Quei personaggi siamo noi
La sentenza di D’Annunzio, «pianse e amò per tutti», tanto celebre e celebrata da essere stata apposta anche sopra la sua tomba, alla Casa di riposo per musicisti di Milano, è senz’altro vera: nessuno come Verdi ha dato voce a un popolo e ha esercitato il magistero supremo dell’artista, riuscire a esprimere ciò che tutti proviamo. Ma contemporaneamente è anche falsa, se diventa un puro esercizio retorico che rinchiude Verdi in un mausoleo impedendogli di dialogare con la contemporaneità e di scavare, ieri come oggi, nelle piaghe nazionali, invece di cicatrizzarle spalmandoci sopra la sovrana bellezza della sua arte. Per troppo tempo Verdi è diventato una specie di garante operistico di questa Italia fatta male, una foglia di fico che copre le immancabili vergogne nazionali, quasi un’incarnazione aulica e alta dell’antico consiglio «canta che ti passa» della peggior tradizione menefreghista (…).
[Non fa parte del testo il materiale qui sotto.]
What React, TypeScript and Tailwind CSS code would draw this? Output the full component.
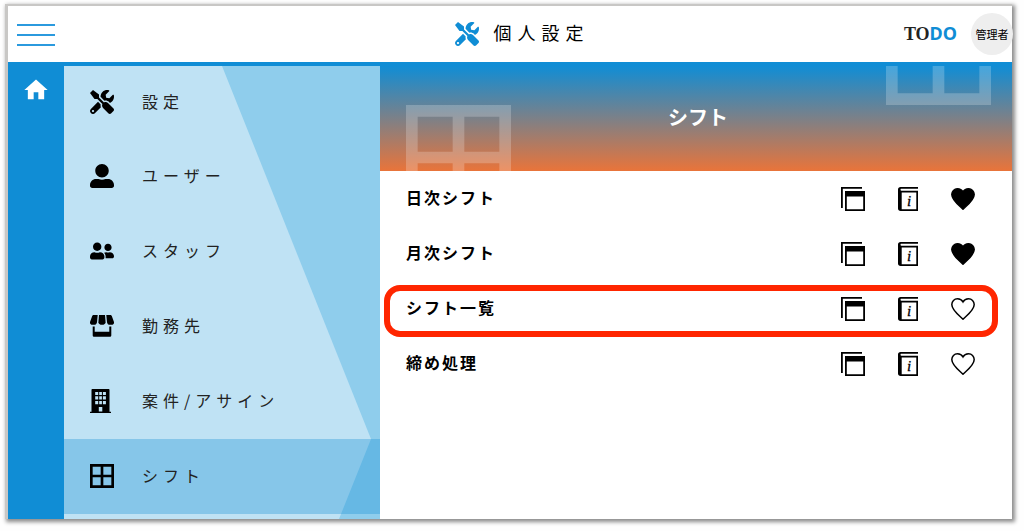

Si vorrebbe allora provare a uscire da questa situazione bloccata, da questa prospettiva consolatoria. Perché consolatorio Verdi non lo è mai. È un artista supremamente politico, che infatti sceglie di esprimersi nel teatro, che da 2.500 anni è il luogo della discussione, anzi che è nato ed esiste per questo. Qui, sulla scena, Verdi prende di petto le grandi questioni sociali e politiche della sua epoca. Ma sempre, di base, partendo dal suo essere italiano: sia per lo strumento che usa, il teatro d’opera, sia per i temi che analizza. E può capitare magari di scoprire che molto dell’Italia di allora esiste anche nell’Italia di oggi, e che non siamo poi così diversi dai nostri bisavoli che Verdi metteva in scena travestendoli da ebrei della Bibbia o da spagnoli del Cinquecento.